The CMA is routinely exercising its powers to impose ‘hold separate’ obligations in respect of completed mergers. Given that, in a majority of cases, a merger is unlikely to give rise to competition concerns, it may be appropriate to consider whether this is reasonable and proportionate, given the cost occasioned, in terms of ensuring compliance, significant business interruption and (in some cases) remunerating trustees. It is, however, welcome that the CMA is prepared to be flexible in the precise terms of orders, granting derogations and consents, and revoking an order when it is no longer required.

In the case of completed mergers that the CMA investigates (whether as a result of a notification or an own-initiative investigation), the merging parties should both expect an order to be imposed and therefore engage with the CMA as to its precise scope, so as to limit, where possible, interference with legitimate business activity. Where the merger will self-evidently not give rise to competition concerns, the parties should demonstrate this to the CMA which may then be prepared not to impose an order, although it has not yet been prepared to take this course. However, if a merger has already been completed before the parties engage with the CMA, the CMA will not enter into negotiations before imposing an interim enforcement order, either as to the necessity for or the content of the order.

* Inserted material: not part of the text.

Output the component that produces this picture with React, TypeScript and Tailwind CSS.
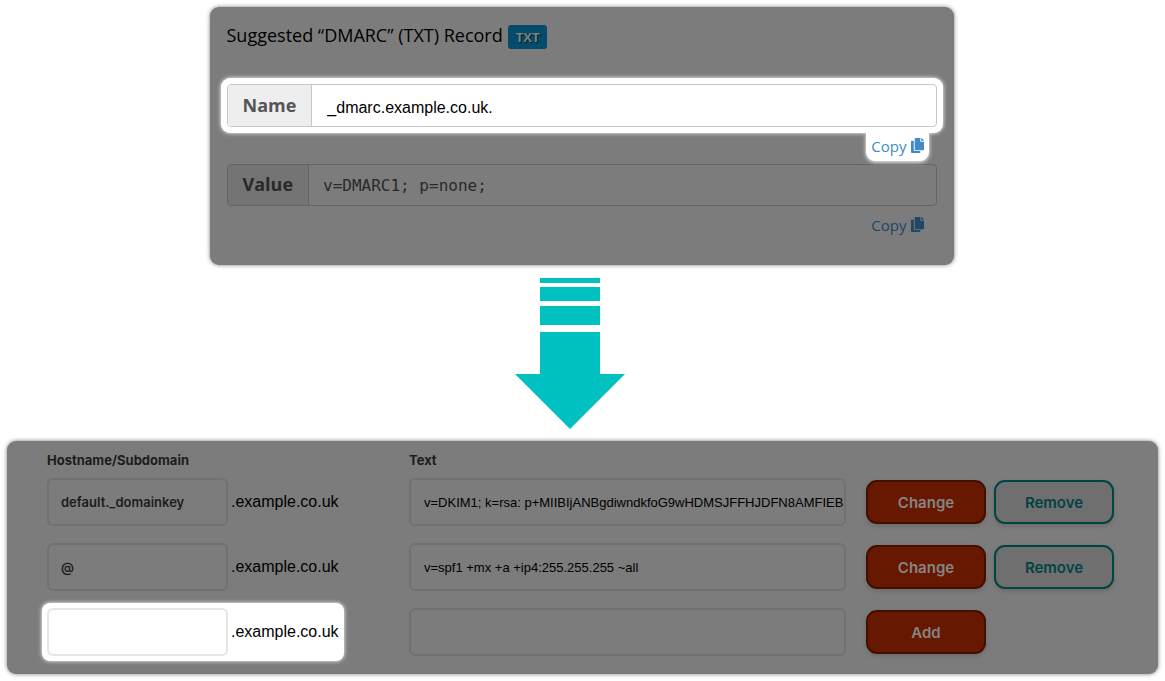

Acquiring parties should also expect to be under at least a degree of regulatory scrutiny during the CMA’s investigation, particularly if there is (in Phase I) a prospect of a Phase II investigation or (in a Phase II investigation) an SLC finding. They should, therefore, as part of their transaction planning, consider whether a CMA investigation is likely and, if so, take account of this when devising post-closing integration and restructuring plans.